*Set exercise*:
Nothing but the lines from the line with "Generate a component" to the line with "border-bottom: 3px solid #6d6d6d;", both included, is to be repeated, and those exactly. Leave out the pictures.

*Information provided*:

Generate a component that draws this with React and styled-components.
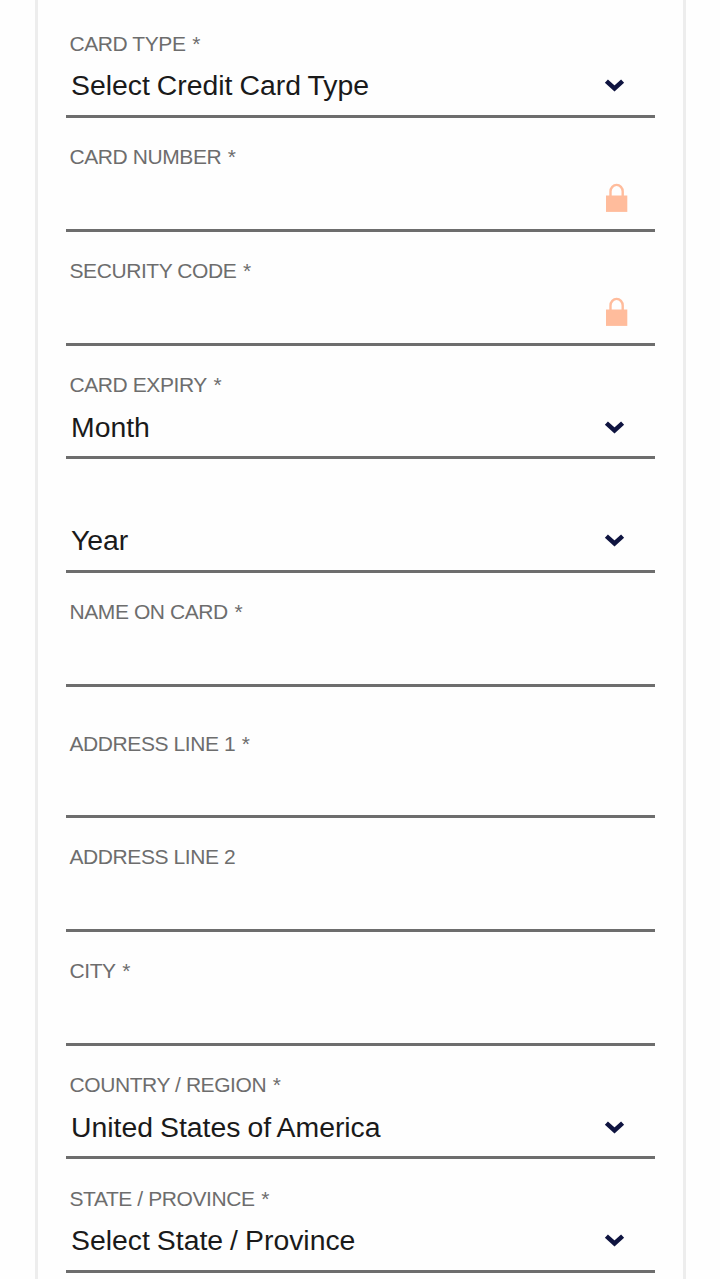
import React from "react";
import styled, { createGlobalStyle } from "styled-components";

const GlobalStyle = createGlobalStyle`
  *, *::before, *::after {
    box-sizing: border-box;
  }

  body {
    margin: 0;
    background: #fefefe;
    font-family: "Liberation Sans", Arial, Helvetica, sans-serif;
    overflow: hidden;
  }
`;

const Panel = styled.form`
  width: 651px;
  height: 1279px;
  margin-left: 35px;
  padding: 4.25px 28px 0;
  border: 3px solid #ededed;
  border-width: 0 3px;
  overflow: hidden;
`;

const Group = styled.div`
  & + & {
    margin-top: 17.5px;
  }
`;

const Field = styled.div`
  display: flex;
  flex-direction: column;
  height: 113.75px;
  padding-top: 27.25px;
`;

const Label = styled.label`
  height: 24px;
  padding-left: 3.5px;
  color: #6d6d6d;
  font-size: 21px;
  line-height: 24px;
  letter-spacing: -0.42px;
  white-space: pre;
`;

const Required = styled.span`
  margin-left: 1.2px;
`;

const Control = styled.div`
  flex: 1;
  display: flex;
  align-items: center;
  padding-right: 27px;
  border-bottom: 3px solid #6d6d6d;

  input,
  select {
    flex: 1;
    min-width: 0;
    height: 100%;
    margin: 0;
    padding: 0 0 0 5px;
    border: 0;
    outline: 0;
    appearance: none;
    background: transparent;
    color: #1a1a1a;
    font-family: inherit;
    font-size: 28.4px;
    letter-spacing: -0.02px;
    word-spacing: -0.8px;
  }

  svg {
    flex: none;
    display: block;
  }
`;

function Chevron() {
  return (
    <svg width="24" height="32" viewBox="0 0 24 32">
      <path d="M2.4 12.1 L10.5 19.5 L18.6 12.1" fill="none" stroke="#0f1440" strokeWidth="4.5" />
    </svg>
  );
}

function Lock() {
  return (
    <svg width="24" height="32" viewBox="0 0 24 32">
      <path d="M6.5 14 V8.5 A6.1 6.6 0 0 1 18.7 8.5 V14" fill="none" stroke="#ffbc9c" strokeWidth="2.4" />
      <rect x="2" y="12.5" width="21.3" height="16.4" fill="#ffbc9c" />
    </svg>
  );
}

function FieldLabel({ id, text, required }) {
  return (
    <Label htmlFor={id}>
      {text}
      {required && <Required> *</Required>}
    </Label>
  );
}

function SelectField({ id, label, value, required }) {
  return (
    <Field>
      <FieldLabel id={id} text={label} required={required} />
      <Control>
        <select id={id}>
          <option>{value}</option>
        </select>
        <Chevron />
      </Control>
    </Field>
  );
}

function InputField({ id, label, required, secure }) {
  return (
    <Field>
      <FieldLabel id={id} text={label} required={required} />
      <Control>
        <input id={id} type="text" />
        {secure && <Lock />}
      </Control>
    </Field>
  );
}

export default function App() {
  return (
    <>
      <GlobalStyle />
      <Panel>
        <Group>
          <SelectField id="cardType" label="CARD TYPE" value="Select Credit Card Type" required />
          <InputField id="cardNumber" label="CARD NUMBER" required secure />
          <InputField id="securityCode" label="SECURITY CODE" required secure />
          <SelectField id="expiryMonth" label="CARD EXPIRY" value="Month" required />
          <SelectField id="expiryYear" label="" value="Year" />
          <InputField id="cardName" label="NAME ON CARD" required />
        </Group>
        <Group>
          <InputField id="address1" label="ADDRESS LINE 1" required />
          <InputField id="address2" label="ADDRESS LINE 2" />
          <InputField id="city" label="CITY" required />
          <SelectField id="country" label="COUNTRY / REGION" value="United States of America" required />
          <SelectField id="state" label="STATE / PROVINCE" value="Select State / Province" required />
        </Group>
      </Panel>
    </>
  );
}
...
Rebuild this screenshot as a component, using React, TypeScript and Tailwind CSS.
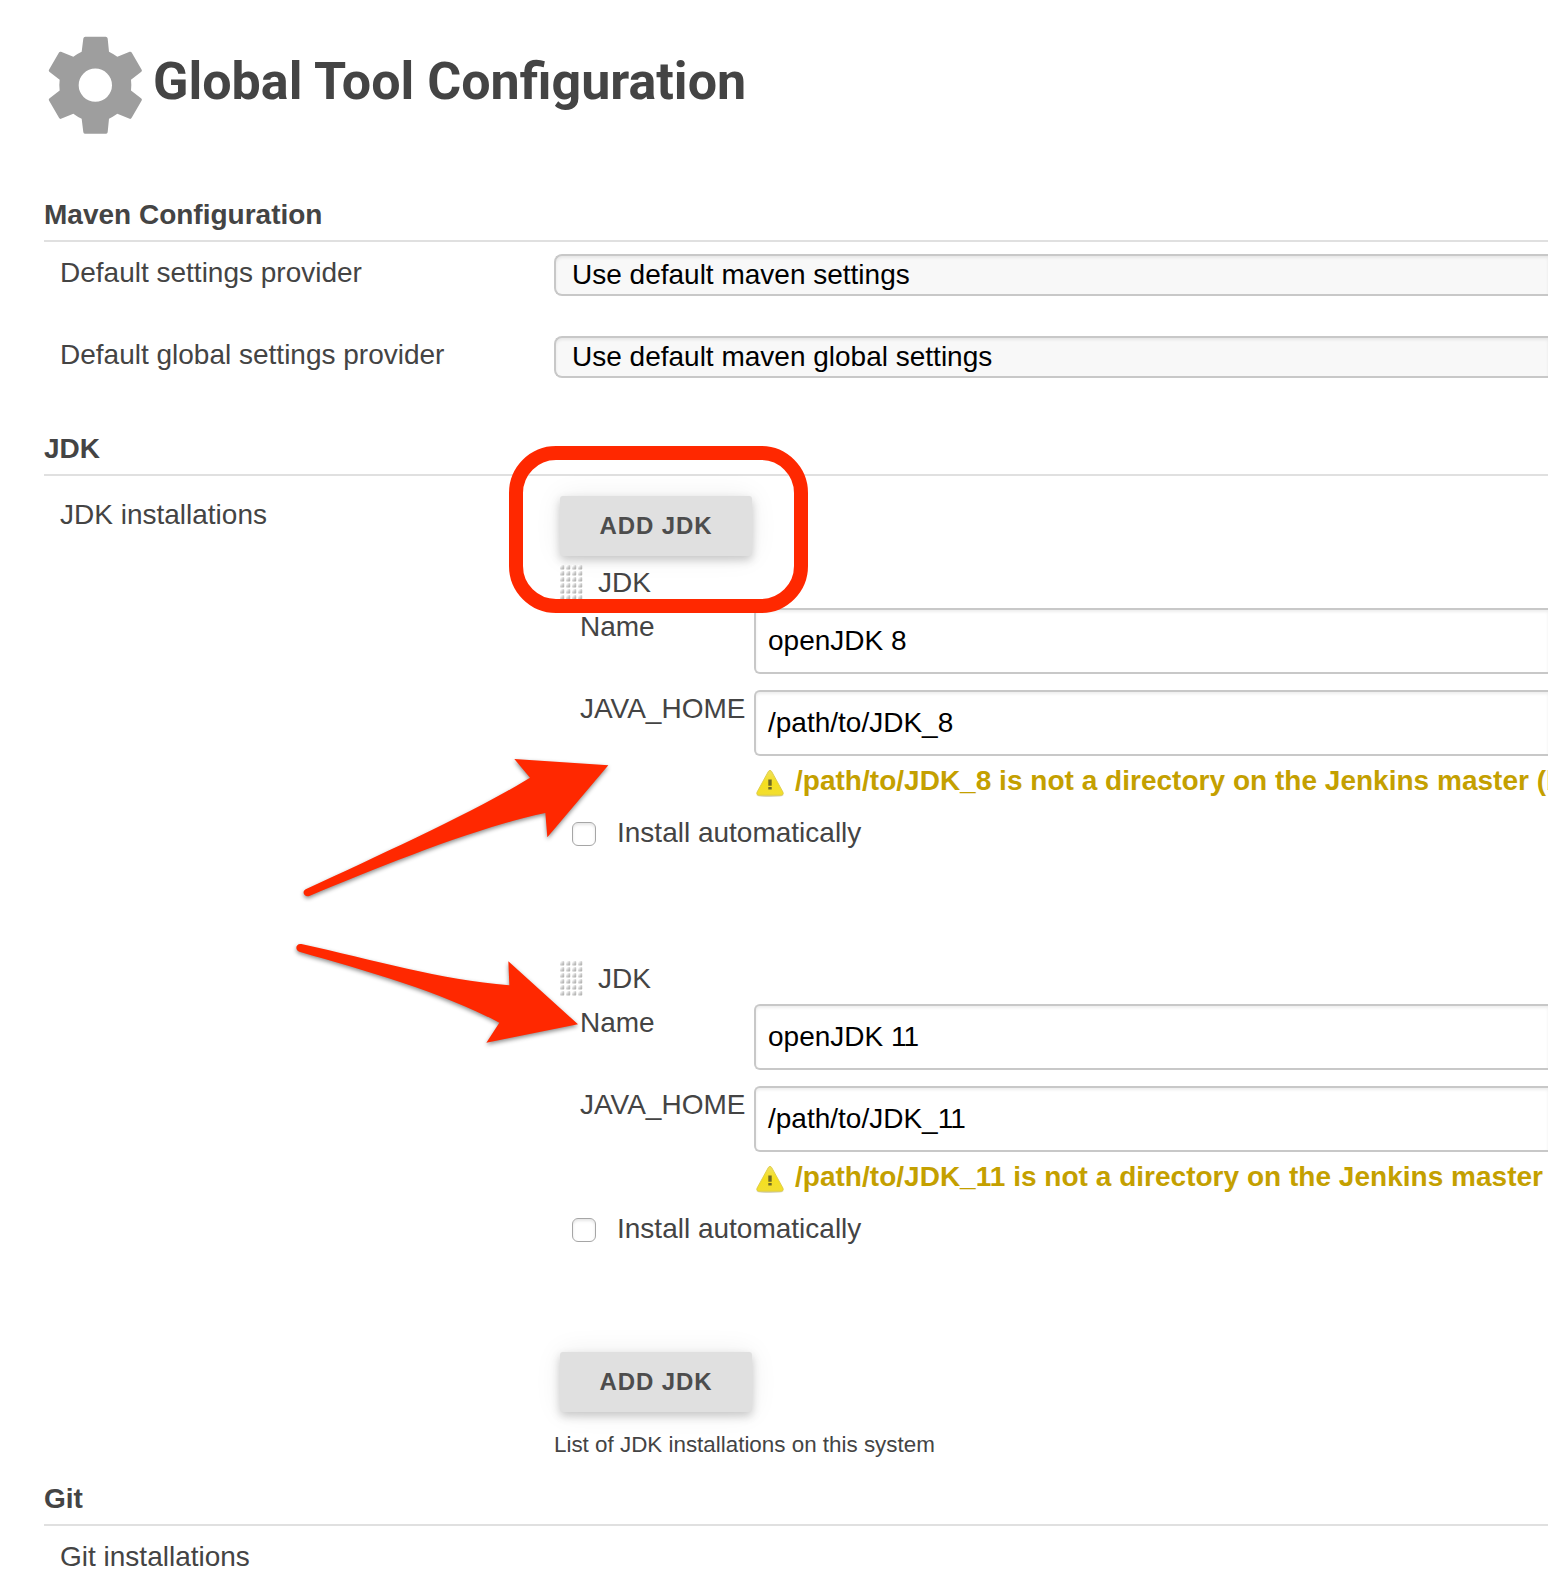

*Output of the exercise*:
Generate a component that draws this with React and styled-components.
import React from "react";
import styled, { createGlobalStyle } from "styled-components";

const GlobalStyle = createGlobalStyle`
  *, *::before, *::after {
    box-sizing: border-box;
  }

  body {
    margin: 0;
    background: #fefefe;
    font-family: "Liberation Sans", Arial, Helvetica, sans-serif;
    overflow: hidden;
  }
`;

const Panel = styled.form`
  width: 651px;
  height: 1279px;
  margin-left: 35px;
  padding: 4.25px 28px 0;
  border: 3px solid #ededed;
  border-width: 0 3px;
  overflow: hidden;
`;

const Group = styled.div`
  & + & {
    margin-top: 17.5px;
  }
`;

const Field = styled.div`
  display: flex;
  flex-direction: column;
  height: 113.75px;
  padding-top: 27.25px;
`;

const Label = styled.label`
  height: 24px;
  padding-left: 3.5px;
  color: #6d6d6d;
  font-size: 21px;
  line-height: 24px;
  letter-spacing: -0.42px;
  white-space: pre;
`;

const Required = styled.span`
  margin-left: 1.2px;
`;

const Control = styled.div`
  flex: 1;
  display: flex;
  align-items: center;
  padding-right: 27px;
  border-bottom: 3px solid #6d6d6d;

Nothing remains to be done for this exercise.